What a He Likes Me Quiz Actually Tells You

Most of these online tests are built on basic behavioral psychology. They look for "proximodistal" cues—physical closeness—and "micro-expressions." If a quiz asks if he leans in when you talk, it’s tapping into a well-documented human behavior called "mirroring."

Dr. Jack Schafer, a former FBI behavioral analyst and author of The Like Switch, talks about the "Friendship Formula." It’s based on proximity, frequency, duration, and intensity. If you’re taking a he likes me quiz, you’re essentially auditing those four variables. Does he go out of his way to be near you? How often do you interact? How long do those interactions last? And finally, how deep do the conversations get?

If he's only texting you at 11 PM on a Tuesday, the "intensity" and "duration" might be there, but the "intent" is probably skewed. A good quiz forces you to look at these facts objectively. It’s a mirror. It doesn't actually know the guy, but it knows if the patterns you’re describing align with genuine interest or just casual boredom.

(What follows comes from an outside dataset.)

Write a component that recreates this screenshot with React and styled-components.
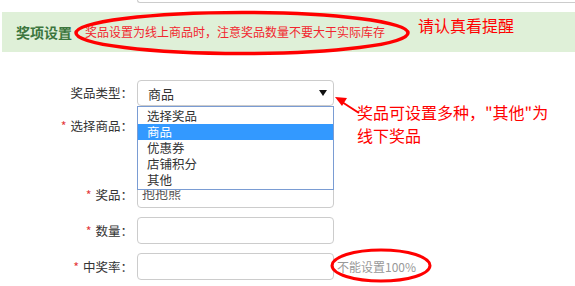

The Problem With "Signs" and Mixed Signals

We need to talk about the "mixed signals" trap. Usually, a mixed signal is just a signal you don't want to admit is a "no."

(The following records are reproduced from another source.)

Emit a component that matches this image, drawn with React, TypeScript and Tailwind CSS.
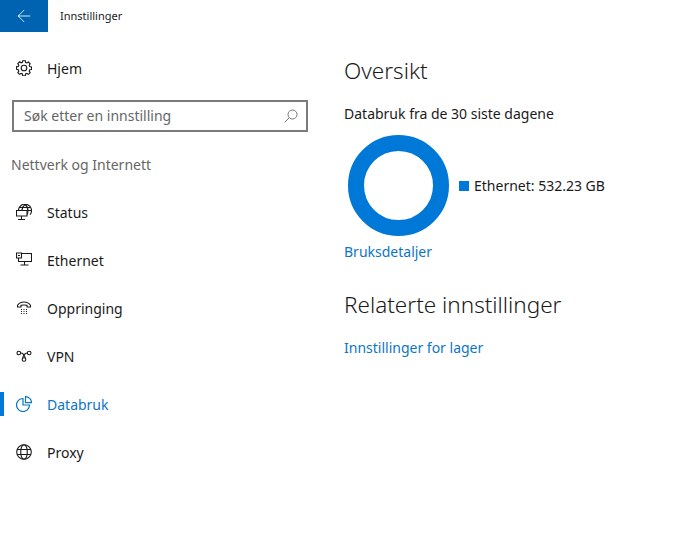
import { ArrowLeft } from 'lucide-react';
import type { ReactNode } from 'react';

function Glyph({ children }: { children: ReactNode }) {
  return (
    <svg width="16" height="16" viewBox="0 0 16 16" fill="none" stroke="currentColor" strokeWidth="1.100">
      {children}
    </svg>
  );
}

const icons: Record<string, ReactNode> = {
  home: (
    <Glyph>
      <circle cx="8" cy="8" r="2.800" />
      <path d="M6.700.700h2.600l.3 1.800 1.300.5 1.500-1 1.800 1.800-1 1.500.5 1.300 1.800.3v2.600l-1.800.3-.5 1.300 1 1.500-1.800 1.800-1.500-1-1.300.5-.3 1.800H6.700l-.3-1.800-1.300-.5-1.500 1-1.800-1.800 1-1.500-.5-1.300L.500 9.300V6.700l1.800-.3.5-1.300-1-1.500 1.800-1.800 1.500 1 1.300-.5z" />
    </Glyph>
  ),
  status: (
    <Glyph>
      <path d="M2.500 6.500a6.500 6.500 0 1 1 11.500 4.200M9 .500C7 2 6 4 5.800 6.500M9 .500c2 1.500 3 3.500 3 6 0 1.500-.3 3-.8 4M3.800 3.500h10.400M1 6.500h14.500" />
      <path d="M.500 6.500h10.500v5.500H.500zM5.500 12v3M2 15.500h7" />
    </Glyph>
  ),
  ethernet: (
    <Glyph>
      <path d="M5.500 1.500h10v8H2.500V6" />
      <path d="M.500 1h5v5h-5zM2 3.500h2M8.500 9.500v3.500M4.500 13h8" />
    </Glyph>
  ),
  dial: (
    <Glyph>
      <path d="M1.500 7V5.300C3 3 5 2 8 2s5 1 6.500 3.300V7H11V5.300C10 4.800 6 4.800 5 5.300V7z" />
      <path d="M5 9.500h1M7.500 9.500h1M10 9.500h1M5 11.500h1M7.500 11.500h1M10 11.500h1M5 13.500h1M7.500 13.500h1M10 13.500h1" />
    </Glyph>
  ),
  vpn: (
    <Glyph>
      <circle cx="2.800" cy="5" r="1.800" />
      <circle cx="13.200" cy="5" r="1.800" />
      <circle cx="8" cy="11.500" r="1.800" />
      <path d="M4.600 5c2 0 3.500 1 4.700 5M11.400 5c-2 0-3.500 1-4.700 5" />
    </Glyph>
  ),
  data: (
    <Glyph>
      <path d="M7 2.500a6.500 6.500 0 1 0 6.500 6.500H7z" strokeWidth="1.200" />
      <path d="M9.500.600a6 6 0 0 1 6 6h-6z" strokeWidth="1.200" />
    </Glyph>
  ),
  proxy: (
    <Glyph>
      <circle cx="8" cy="8" r="7.300" />
      <ellipse cx="8" cy="8" rx="3.300" ry="7.300" />
      <path d="M1.200 5.500h13.600M1.200 10.500h13.600" />
    </Glyph>
  ),
};

const navItems = [
  { label: 'Status', icon: 'status' },
  { label: 'Ethernet', icon: 'ethernet' },
  { label: 'Oppringing', icon: 'dial' },
  { label: 'VPN', icon: 'vpn' },
  { label: 'Databruk', icon: 'data', active: true },
  { label: 'Proxy', icon: 'proxy' },
];

function NavRow({ label, icon, active }: { label: string; icon: string; active?: boolean }) {
  return (
    <div className={`relative flex h-12 items-center gap-[15px] pl-4 text-[14px] ${active ? 'text-[#0d76c4]' : 'text-[#1a1a1a]'}`}>
      {active && <div className="absolute left-0 top-3 h-6 w-1 bg-[#0078d7]" />}
      {icons[icon]}
      <span>{label}</span>
    </div>
  );
}

export default function App() {
  return (
    <div className="flex h-[549px] w-[676px] flex-col overflow-hidden bg-white font-['Noto_Sans',sans-serif] text-[#1a1a1a]">
      {/* title bar */}
      <div className="flex h-8 items-center">
        <div className="flex h-8 w-12 items-center justify-center bg-[#0063b1] text-white">
          <ArrowLeft size={20} strokeWidth={1} />
        </div>
        <span className="ml-3 text-[11px]">Innstillinger</span>
      </div>

      <div className="flex flex-1">
        {/* sidebar */}
        <div className="w-[344px] shrink-0">
          <div className="mt-[12px]">
            <NavRow label="Hjem" icon="home" />
          </div>
          <div className="ml-3 mt-[8px] flex h-8 w-[296px] items-center justify-between border-2 border-[#7a7a7a] pb-[2px] pl-[10px] pr-2 text-[14px] text-[#666]">
            <span>Søk etter en innstilling</span>
            <svg width="14" height="14" viewBox="0 0 14 14" fill="none" stroke="#777" strokeWidth="1" className="mt-[2px]">
              <circle cx="8.500" cy="5.500" r="4.500" />
              <path d="M5.300 8.700.700 13.300" />
            </svg>
          </div>
          <div className="ml-[11px] mt-[23px] h-5 text-[14px] leading-5 text-[#666]">Nettverk og Internett</div>
          <div className="mt-[13px]">
            {navItems.map((item) => (
              <NavRow key={item.label} {...item} />
            ))}
          </div>
        </div>

        {/* content */}
        <div className="flex-1">
          <h1 className="mt-[23px] h-8 text-[22.500px] font-light leading-8">Oversikt</h1>
          <p className="mt-[17px] h-5 text-[14px] leading-5">Databruk fra de 30 siste dagene</p>
          <div className="mt-[11px] flex items-center">
            <div className="ml-1 size-[101px] rounded-full border-[16px] border-[#0078d7]" />
            <div className="ml-[10px] size-[10px] bg-[#0078d7]" />
            <span className="ml-[5px] text-[14px]">Ethernet: 532.23 GB</span>
          </div>
          <p className="mt-[6px] h-5 text-[14px] leading-5 text-[#0d76c4]">Bruksdetaljer</p>
          <h2 className="mt-[27px] h-8 text-[22.500px] font-light leading-8">Relaterte innstillinger</h2>
          <p className="mt-[17px] h-5 text-[14px] leading-5 text-[#0d76c4]">Innstillinger for lager</p>
        </div>
      </div>
    </div>
  );
}
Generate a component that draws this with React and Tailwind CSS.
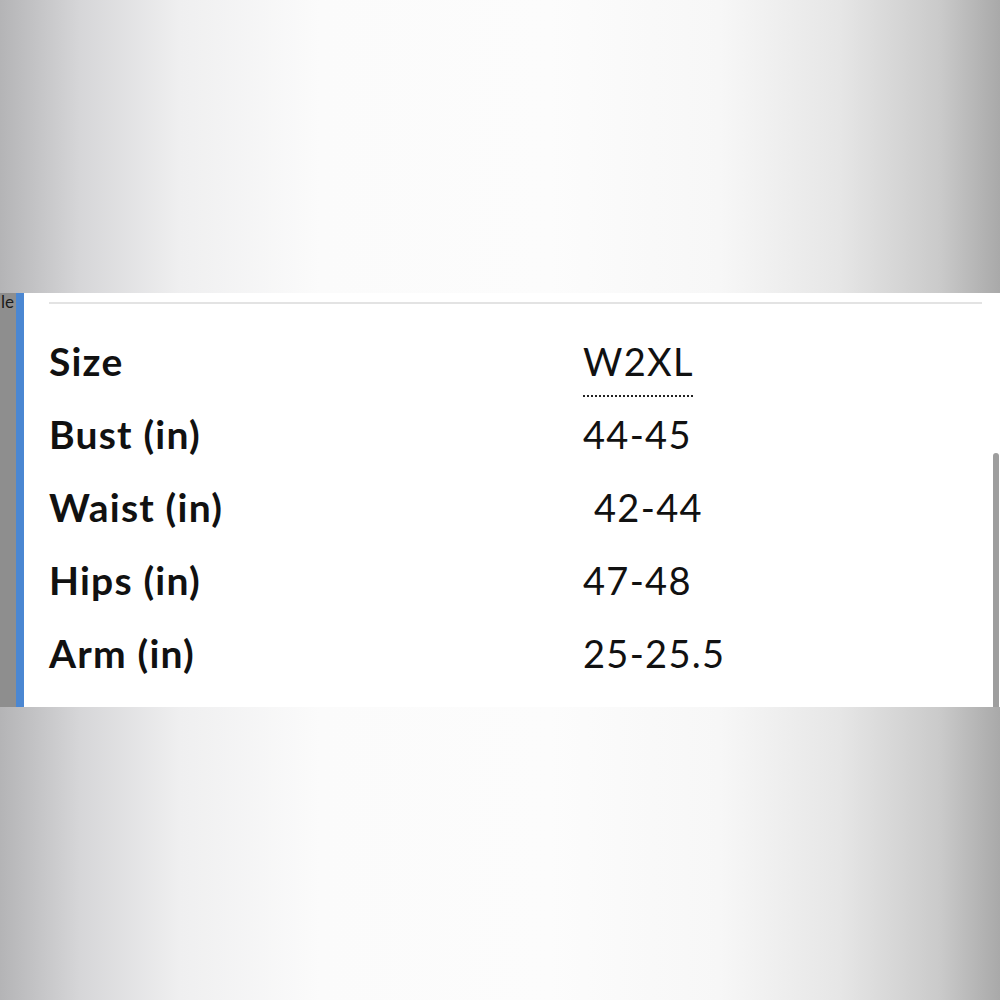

If someone likes you, you'll know. If they don't, you'll be confused. That’s a harsh truth, but it’s the bedrock of modern dating. However, there are outliers. Some people have avoidant attachment styles. According to Dr. Amir Levine and Rachel Heller in their book Attached, people with avoidant styles might pull away precisely because they do like you and it feels threatening to their independence.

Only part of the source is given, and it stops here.